Reputation: 173
I am trying to run custom python/sklearn sagemaker script on AWS, basically learning from these examples: https://github.com/aws/amazon-sagemaker-examples/blob/master/sagemaker-python-sdk/scikit_learn_randomforest/Sklearn_on_SageMaker_end2end.ipynb
All works fine, if define the arguments, train the model and output the file:
parser.add_argument('--model-dir', type=str, default=os.environ.get('SM_MODEL_DIR'))
parser.add_argument('--train', type=str, default=os.environ.get('SM_CHANNEL_TRAIN'))
parser.add_argument('--test', type=str, default=os.environ.get('SM_CHANNEL_TEST'))
# train the model...
joblib.dump(model, os.path.join(args.model_dir, "model.joblib"))
And call the job with:
aws_sklearn.fit({'train': 's3://path/to/train', 'test': 's3://path/to/test'}, wait=False)
In this case model gets stored on different auto-generated bucket, which I do not want. I want to get the output (.joblib file) in the same s3 bucket I took data from. So I add the parameter model-dir
:
aws_sklearn.fit({'train': 's3://path/to/train', 'test': 's3://path/to/test', `model-dir`: 's3://path/to/model'}, wait=False)
But it results in error:
FileNotFoundError: [Errno 2] No such file or directory: 's3://path/to/model/model.joblib'
Same happens if I hardcode the output path inside the training script.

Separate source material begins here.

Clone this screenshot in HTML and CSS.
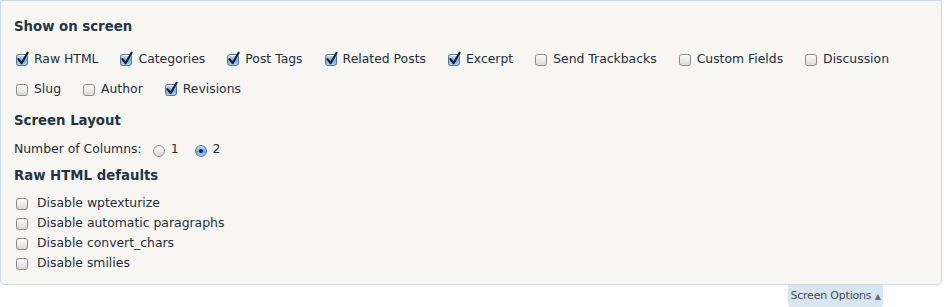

So the main question, how can I get the output file in the bucket of my choice?
Upvotes: 2
Views: 2520
Reputation: 2765
You can use parameter output_path
when you define the estimator. If you use the
model_dir
I guess you have to create that bucket beforehand, but you have the advantage that artifacts can be saved in real time during the training (if the instance has rights on S3). You can take a look at my repo for this specific case.
Upvotes: 2